« Je suis profondément agacé par la plupart des journalistes qui s’obstinent à dire LE COVID19 et non LA COVID19 .
Ils devraient pourtant savoir que le D signifie disease donc maladie en Français.
C’est donc LE coronavirus mais LA covid 19.
Ces journalistes donnent donc l’impression de ne pas savoir de quoi ils parlent et généralement révèle le niveau pitoyable de leur connaissance en anglais »
Un auditeur
« Hors de question que je dise LA Covid 19 comme vous ne cessez de l’usiter. Marre de ces noms féminins négatifs….la maladie, la maltraitance, j’en passe et des meilleurs… »
Un auditeur
« Cela fait quelques temps déjà que j’entends parler sur votre antenne de » la COVID 19″. Pourriez-vous m’expliquer, vous qui êtes omniscients, puisque sur France-Inter, pourquoi ce féminin? Je crois savoir que cet acronyme est la contraction de « COrona VIrus Décembre 19 », qui est au masculin… Si vous voulez parler de LA maladie, il faudrait dire SRAS-COV-2, ce qui signifie « Syndrome Respiratoire Aigu Sévère »… Je m’étonne que nos amies féministes ne s’insurgent pas contre cette féminisation d’un désastre sanitaire… »
Un auditeur
Le point de vue d’un auditeur expert…
Après les tensions sociales et psychologiques suscitées par la peur du virus lui-même, des tensions grammaticales sont apparues à la faveur d’un mal dénommé covid-19. Ou plus exactement, à la suite d’une recommandation de l’Académie française préconisant sur le tard de ne pas désigner cette affection par un neutre de forme masculine mais féminine : la covid.
Les Académiciens, qui ne se prononcent pas à la légère, ont émis la justification suivante : covid est une contraction de Corona Virus Disease. Or, l’anglais disease se traduit en français par le substantif féminin maladie, en foi de quoi l’article féminin est préférable.
Cette démonstration académique est plus qu’imparfaite. « Nous l’allons montrer tout à l’heure », comme eut dit l’Immortel La Fontaine.
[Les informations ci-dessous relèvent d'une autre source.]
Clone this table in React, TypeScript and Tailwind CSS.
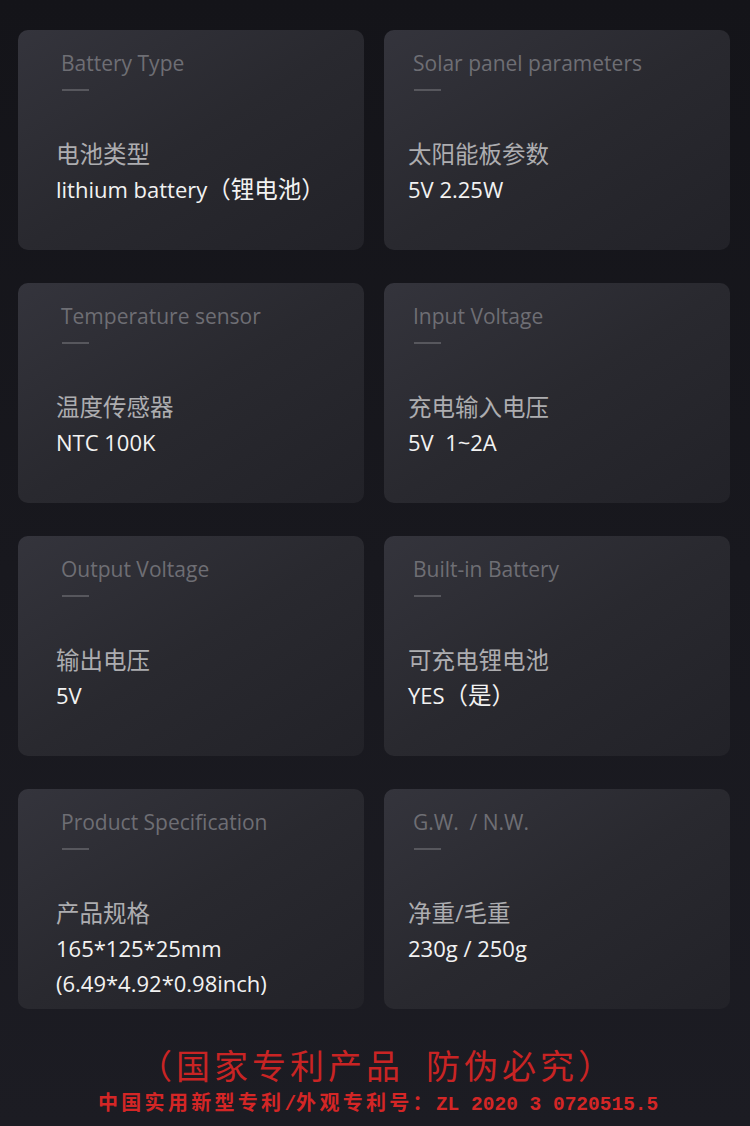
import React from "react";

type Seg = string | { cjk: string };
type Spec = { title: string; label: string; values: Seg[][] };

const specs: Spec[] = [
  { title: "Battery Type", label: "电池类型", values: [["lithium battery", { cjk: "（锂电池）" }]] },
  { title: "Solar panel parameters", label: "太阳能板参数", values: [["5V 2.25W"]] },
  { title: "Temperature sensor", label: "温度传感器", values: [["NTC 100K"]] },
  { title: "Input Voltage", label: "充电输入电压", values: [["5V\u00a0 1~2A"]] },
  { title: "Output Voltage", label: "输出电压", values: [["5V"]] },
  { title: "Built-in Battery", label: "可充电锂电池", values: [["YES", { cjk: "（是）" }]] },
  { title: "Product Specification", label: "产品规格", values: [["165*125*25mm"], ["(6.49*4.92*0.98inch)"]] },
  { title: "G.W.  / N.W.", label: "净重/毛重", values: [["230g / 250g"]] },
];

const font = { fontFamily: '"Open Sans", "Noto Sans CJK SC", sans-serif' };

function Card({ spec, left }: { spec: Spec; left: boolean }) {
  return (
    <div
      className={`h-[220px] rounded-[10px] bg-gradient-to-br from-[#34343c] via-[#29292f] to-[#222228] pt-[18px] ${
        left ? "pl-[38px]" : "pl-[24px]"
      }`}
    >
      <div className="ml-[5px] text-[21px] leading-[30px] text-[#6e6e74] whitespace-pre">{spec.title}</div>
      <div className="ml-[6px] mt-[11px] h-[2px] w-[27px] bg-[#57575d]" />
      <div className="mt-[45px] text-[23.5px] leading-[36px] text-[#adadb0]">{spec.label}</div>
      {spec.values.map((line, i) => (
        <div key={i} className="text-[22px] leading-[35px] text-[#f2f2f2] whitespace-pre">
          {line.map((seg, j) =>
            typeof seg === "string" ? (
              <span key={j}>{seg}</span>
            ) : (
              <span key={j} className="text-[23.5px]">
                {seg.cjk}
              </span>
            )
          )}
        </div>
      ))}
    </div>
  );
}

export default function App() {
  const cjk = "text-[20px] tracking-[3.3px]";
  const mono = { fontFamily: '"Liberation Mono", "Noto Sans CJK SC", monospace' };
  const cjkFont = { fontFamily: '"Noto Sans CJK SC", serif' };
  return (
    <div
      className="w-[750px] h-[1126px] overflow-hidden bg-gradient-to-b from-[#141419] to-[#1c1c23] pt-[30px] pl-[18px] pr-[20px]"
      style={font}
    >
      <div className="grid grid-cols-2 gap-x-[20px] gap-y-[33px]">
        {specs.map((s, i) => (
          <Card key={i} spec={s} left={i % 2 === 0} />
        ))}
      </div>
      <div
        className="mt-[37px] -ml-[18px] -mr-[20px] pl-[4px] text-center text-[34px] leading-[38px] tracking-[4px] text-[#c92424] whitespace-nowrap"
        style={cjkFont}
      >
        （国家专利产品<span className="inline-block w-[22px]" />防伪必究）
      </div>
      <div className="mt-[6px] pl-[80px] leading-[24px] text-[#d42626] whitespace-pre font-bold" style={mono}>
        <span className={cjk} style={cjkFont}>中国实用新型专利</span>
        <span className="text-[19.5px]">/</span>
        <span className={cjk} style={cjkFont}>外观专利号：</span>
        <span className="text-[19.5px]">ZL 2020 3 0720515.5</span>
      </div>
    </div>
  );
}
Mais soulignons déjà que l’Académie s’est limitée à juger « préférable » de basculer du masculin vers le féminin. À lui seul, le caractère facultatif de cette recommandation coupe court à toute irritation trop vive contre l’emploi persistant de l’article le devant covid. Car une telle irritation ne relèverait plus d’un purisme bénin mais d’une poussée d’hypercorrection, dont le symptôme est de prétendre redresser des torts qui n’en sont pas.
Or le tort est ici fictif, car l’argument de l’Académie ne convainc guère. Nous l’allons montrer maintenant.
L’anglais disease appelle-t-il exclusivement le féminin propre à notre mot maladie ? Non, car a disease se traduit aussi bien par un mal. Le neutre anglais disease n’est donc pas féminin dans sa traduction française mais rigoureusement neutre ou mixte, dans la mesure où nous pouvons le traduire indifféremment par un masculin (un mal) ou un féminin (une maladie).
Quant aux autres justifications avancées en faveur du féminin la covid, elles tombent d’elles-mêmes. Le français désigne-t-il toujours ses maladies ou affections par un féminin sous prétexte que le mot maladie en est un ? Non : le cancer, le sida, le typhus, le rhume sont là pour le rappeler. Le français opte-til cependant pour le féminin lorsque l’étymologie étrangère se traduit chez nous par un féminin ? Non plus : zona signifie en latin la ceinture. Pour évoquer ce mal dont les éruptions ceinturent et ceignent le thorax, le français a choisi le zona et non la zona. Il s’agit pourtant d’une dermatose.
Moralité : le ou la covid-19, faut-il en faire une maladie ? Surtout pas. Les termes dont le genre n’est pas tranché sont rarissimes en français mais ils existent. Considérons avec aménité que covid s’y ajoute, sans nuire à la cohérence interne de notre langue ni à personne.
Sur ce, bon après-midi aux uns et bonne après-midi aux autres !
Frédéric Allinne
Frédéric Allinne, auteur de cet article est un « auditeur expert » passionné par la langue française et sensible aux singularités du style oratoire médiatique. Il écrit régulièrement au service de la médiation de Radio France et ses remarques toujours pertinentes formulées avec élégance et parfois causticité méritaient de trouver une forme plus large d’expression, c’est pourquoi il lui a été proposé de rédiger des articles au cours de cette saison radiophonique. Architecte, auteur multimédia venu à la lexicologie par la passion de la traductologie et le travail au sein du CELSA sur la communication linguistique à l’ère numérique, il est également auteur d’un essai-dictionnaire des faux amis franco-anglophones aux éditions Belin et d’un blog de linguistique francophone, actif depuis plus de douze ans, totalisant 420 000 visiteurs de plus de cent vingt-quatre pays.